Jan. 15, 2004 -- Probing a tomb full of mummified cats, archaeologist Alain Zivie and his team recently came across a startling find: preserved bones from a much larger feline.
"It was a lion," Zivie recalled in a report from today's issue of Nature. The bones, he said, were carefully manipulated so "it was lying on a rock with its head turned northwards and its body oriented to the east."
Ancient inscriptions have long suggested that elite Egyptians once kept the regal animals captive and may have mummified them upon their death, but until this recent find, there was never any actual evidence of the practice. Now scientists can add lions to the long list of known animals, including cats, dogs, baboons, crocodiles and birds, whose bodies were embalmed and wrapped by the mysterious, reverential care of Egyptian mummification.
Zivie says the lion's remains were in "excellent" condition and deposits and coloration on the bones revealed they had been treated with mummification. The team found the bones in a tomb at the Saqqara cemetery, south of Cairo that was dedicated to the wet nurse of Tutankhamun, also known as "King Tut." The so-called "Boy King" ruled for 10 years before dying at age 17 or 18 in 1323 B.C.
While lions were often associated with Pharoahs, this lion was likely deposited in the wet nurse's tomb much later when the sanctuary was reused as a tribute to the cat-headed goddess, Bastet. The team found dozens of mummified cats and some human remains in the same tomb. The discovery of the lion's remains were a surprise to the team and to other ancient Egypt specialists.

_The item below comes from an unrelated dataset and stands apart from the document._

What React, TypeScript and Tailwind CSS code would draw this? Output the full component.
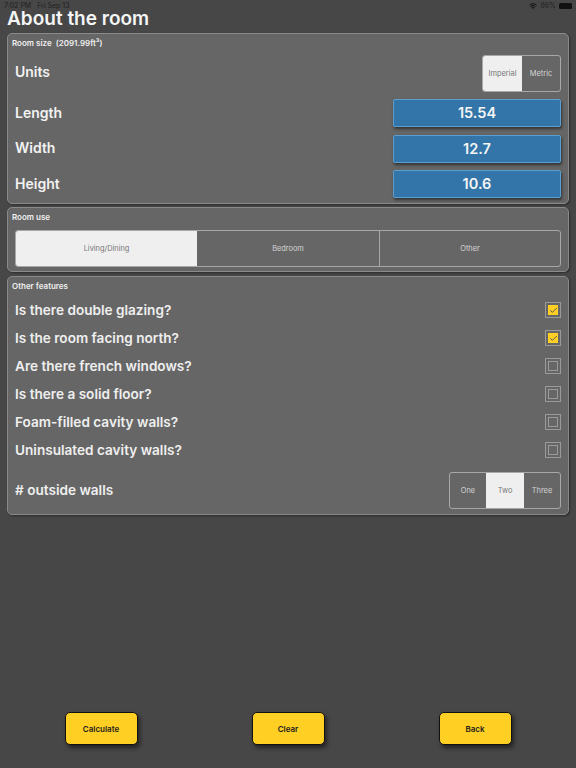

"Hundreds of cats were treated in this way," said Elaine Evans, curator of the McClung Museum at the University of Tennessee in Knoxville. "But I've not heard about any lion mummification before."
Evans explains that the ancient Egyptian's mummification methods varied, but likely involved softening the animal in sodium carbonate and sodium bicarbonate or burning the animals and then retrieving the skeletons to be carefully wrapped in linen.

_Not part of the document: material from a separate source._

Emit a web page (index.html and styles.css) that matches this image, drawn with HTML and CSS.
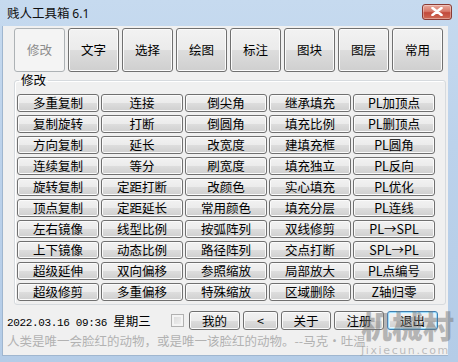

Pots of bitumen (a tar-like substance) would then be used to shape and support the linen-wrapped remains.
Some mummified animals were former pets, but others were animals that tradesmen had treated and prepared. The mummified cats, dogs, birds and oxen were then displayed near animal cemeteries for people to purchase and then deposit as an offering, the way that candles are sometimes sold at churches for worshipers to light and leave near icons.
"They really got into mummifying animals," said Richard Wilkinson, an Egyptologist based at the University of Arizona in Tucson. "It became a massive industry from about 300 B.C. on."
The male lion found at the Saqqara tomb showed signs of wear on its teeth, suggesting that it had been held captive and had lived into old age. Eventually, most lions in the region would not live so long.
The king of the beasts was once fairly common the region that included rolling hills of meadows, as well as deserts, but Pharoahs nearly hunted them to extinction by 1100 B.C. Ancient artwork reveal how on pharaoh, Amenhotep III, killed more than 100 lions in a single hunt. Today, only captive lions exist in the country.
In Egyptian mythology, the animals held a more sacred role. Lion statues were placed at the entrance of palaces to protect the Kings from evil spirits. The animals represented royalty, bravery and ferocity and were associated with many gods, including the cat-headed goddess Bastet, the lion-headed goddess Sekhmet and Nefertum, a god in full lion form.